[Records with interface code]
= = = = =

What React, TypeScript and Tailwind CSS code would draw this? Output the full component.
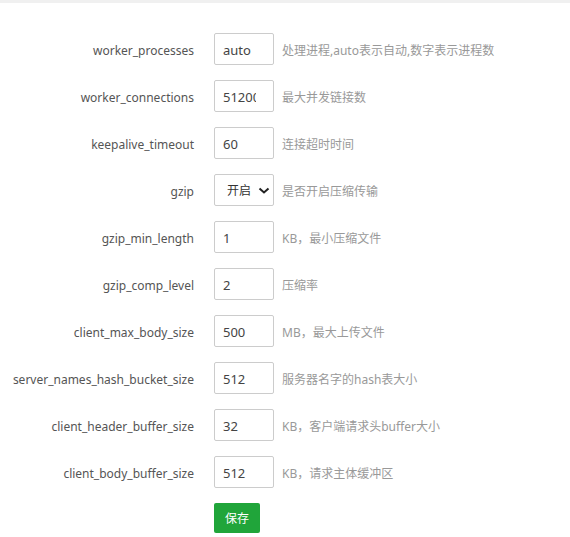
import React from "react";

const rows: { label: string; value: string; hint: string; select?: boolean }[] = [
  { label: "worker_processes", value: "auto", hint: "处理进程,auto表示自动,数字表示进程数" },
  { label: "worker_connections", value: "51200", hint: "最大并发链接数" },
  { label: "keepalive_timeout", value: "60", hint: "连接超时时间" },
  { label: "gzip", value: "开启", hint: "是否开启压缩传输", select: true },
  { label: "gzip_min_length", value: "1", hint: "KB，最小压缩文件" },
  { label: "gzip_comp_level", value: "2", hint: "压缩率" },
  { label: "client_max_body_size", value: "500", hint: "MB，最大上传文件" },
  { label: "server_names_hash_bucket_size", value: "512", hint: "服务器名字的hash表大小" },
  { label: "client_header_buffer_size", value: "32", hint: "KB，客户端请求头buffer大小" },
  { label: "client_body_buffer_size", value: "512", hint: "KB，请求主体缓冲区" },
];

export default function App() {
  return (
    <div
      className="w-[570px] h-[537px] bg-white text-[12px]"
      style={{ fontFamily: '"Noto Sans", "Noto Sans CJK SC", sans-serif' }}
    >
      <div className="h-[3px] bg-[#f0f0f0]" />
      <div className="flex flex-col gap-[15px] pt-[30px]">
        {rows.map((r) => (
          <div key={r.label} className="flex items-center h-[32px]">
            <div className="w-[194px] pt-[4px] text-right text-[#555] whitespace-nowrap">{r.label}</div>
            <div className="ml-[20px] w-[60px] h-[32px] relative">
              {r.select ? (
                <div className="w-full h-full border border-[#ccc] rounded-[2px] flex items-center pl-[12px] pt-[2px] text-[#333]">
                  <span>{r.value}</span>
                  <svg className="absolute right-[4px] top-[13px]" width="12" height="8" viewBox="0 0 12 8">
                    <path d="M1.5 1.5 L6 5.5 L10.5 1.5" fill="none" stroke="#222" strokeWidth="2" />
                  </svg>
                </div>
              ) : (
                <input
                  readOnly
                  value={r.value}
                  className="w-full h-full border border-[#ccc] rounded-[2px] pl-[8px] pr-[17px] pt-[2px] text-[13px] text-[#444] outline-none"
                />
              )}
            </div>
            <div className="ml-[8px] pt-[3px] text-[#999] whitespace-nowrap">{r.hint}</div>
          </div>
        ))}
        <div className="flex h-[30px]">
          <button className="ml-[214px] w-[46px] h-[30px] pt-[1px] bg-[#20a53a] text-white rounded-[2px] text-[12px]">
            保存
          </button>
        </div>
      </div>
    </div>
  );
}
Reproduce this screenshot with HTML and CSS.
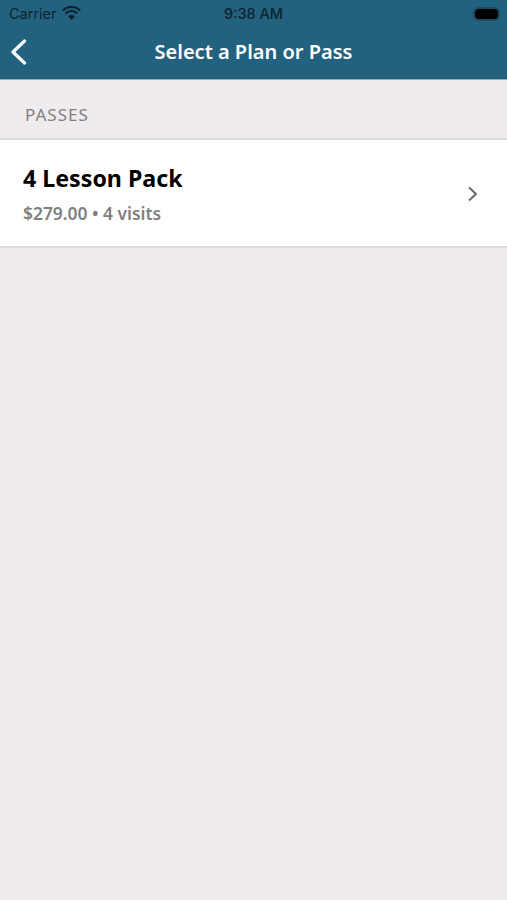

= = = = =

WHAT IS BEING ASKED ▸ Count every line in the listing above that holds "React", then report only the count.

TASK SOLUTION ▸ 2